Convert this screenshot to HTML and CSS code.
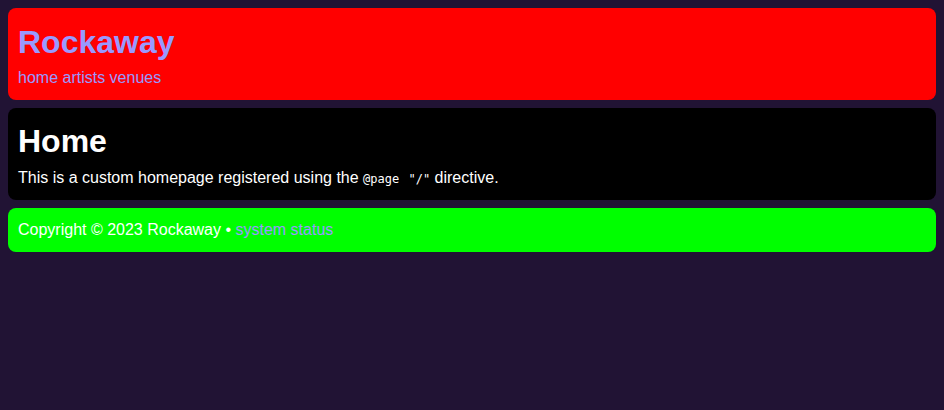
FILE: index.html
```html
<!DOCTYPE html>
<html>
<head>
<meta charset="utf-8">
<link rel="stylesheet" href="styles.css">
</head>
<body>
<div class="page">
  <header class="site-header">
    <h1 class="brand">Rockaway</h1>
    <nav class="nav"><a href="#">home</a> <a href="#">artists</a> <a href="#">venues</a></nav>
  </header>
  <main class="content">
    <h1 class="title">Home</h1>
    <p class="text">This is a custom homepage registered using the <code>@page "/"</code> directive.</p>
  </main>
  <footer class="site-footer">Copyright © 2023 Rockaway • <a href="#">system status</a></footer>
</div>
</body>
</html>
```
FILE: styles.css
```css
html, body { margin: 0; padding: 0; }
body {
  background: #211334;
  font-family: "Liberation Sans", Arial, sans-serif;
  font-size: 16px;
  color: #fff;
}
.page {
  display: flex;
  flex-direction: column;
  gap: 8px;
  padding: 8px;
}
.site-header, .content, .site-footer {
  border-radius: 8px;
  padding: 10px;
}
.site-header { background: #ff0000; padding-bottom: 13px; }
.content { background: #000; padding-bottom: 12px; }
.site-footer { background: #00ff00; padding: 12px 10px; line-height: 20px; }
a { color: #9999ff; text-decoration: none; }
.brand {
  margin: 6px 0 8px;
  font-size: 32px;
  color: #9999ff;
  line-height: 37px;
}
.nav { line-height: 18px; }
.title { margin: 5px 0 9px; font-size: 32px; line-height: 37px; }
.text { margin: 0; line-height: 18px; }
code { font-family: "DejaVu Sans Mono", monospace; font-size: 12px; word-spacing: 2px; }
```
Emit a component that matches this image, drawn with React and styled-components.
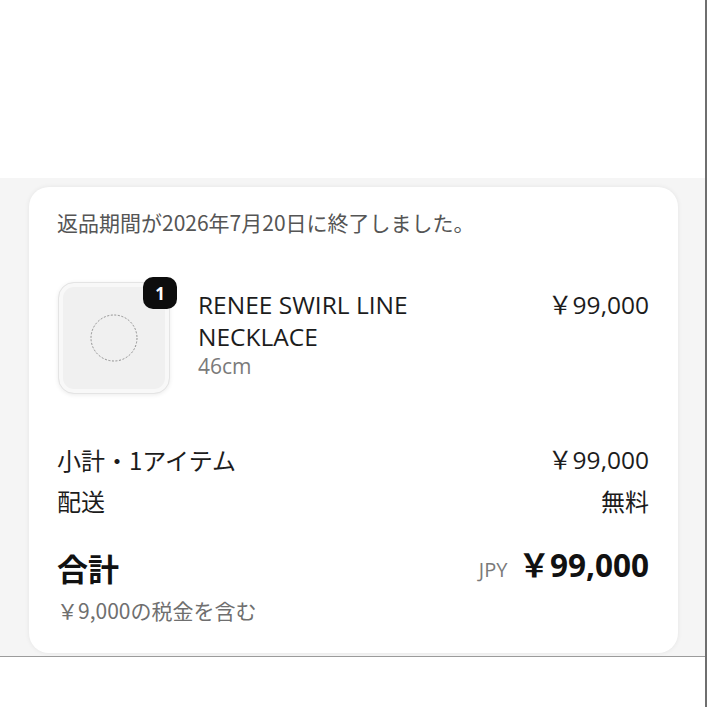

################

Transcribe the entries above verbatim, omitting their pictures.

The reply –
Convert this screenshot to HTML and CSS code.
FILE: index.html
```html
<!DOCTYPE html>
<html>
<head>
<meta charset="utf-8">
<link rel="stylesheet" href="styles.css">
</head>
<body>
<div class="page">
  <header class="site-header">
    <h1 class="brand">Rockaway</h1>
    <nav class="nav"><a href="#">home</a> <a href="#">artists</a> <a href="#">venues</a></nav>
  </header>
  <main class="content">
    <h1 class="title">Home</h1>
    <p class="text">This is a custom homepage registered using the <code>@page "/"</code> directive.</p>
  </main>
  <footer class="site-footer">Copyright © 2023 Rockaway • <a href="#">system status</a></footer>
</div>
</body>
</html>
```
FILE: styles.css
```css
html, body { margin: 0; padding: 0; }
body {
  background: #211334;
  font-family: "Liberation Sans", Arial, sans-serif;
  font-size: 16px;
  color: #fff;
}
.page {
  display: flex;
  flex-direction: column;
  gap: 8px;
  padding: 8px;
}
.site-header, .content, .site-footer {
  border-radius: 8px;
  padding: 10px;
}
.site-header { background: #ff0000; padding-bottom: 13px; }
.content { background: #000; padding-bottom: 12px; }
.site-footer { background: #00ff00; padding: 12px 10px; line-height: 20px; }
a { color: #9999ff; text-decoration: none; }
.brand {
  margin: 6px 0 8px;
  font-size: 32px;
  color: #9999ff;
  line-height: 37px;
}
.nav { line-height: 18px; }
.title { margin: 5px 0 9px; font-size: 32px; line-height: 37px; }
.text { margin: 0; line-height: 18px; }
code { font-family: "DejaVu Sans Mono", monospace; font-size: 12px; word-spacing: 2px; }
```
Emit a component that matches this image, drawn with React and styled-components.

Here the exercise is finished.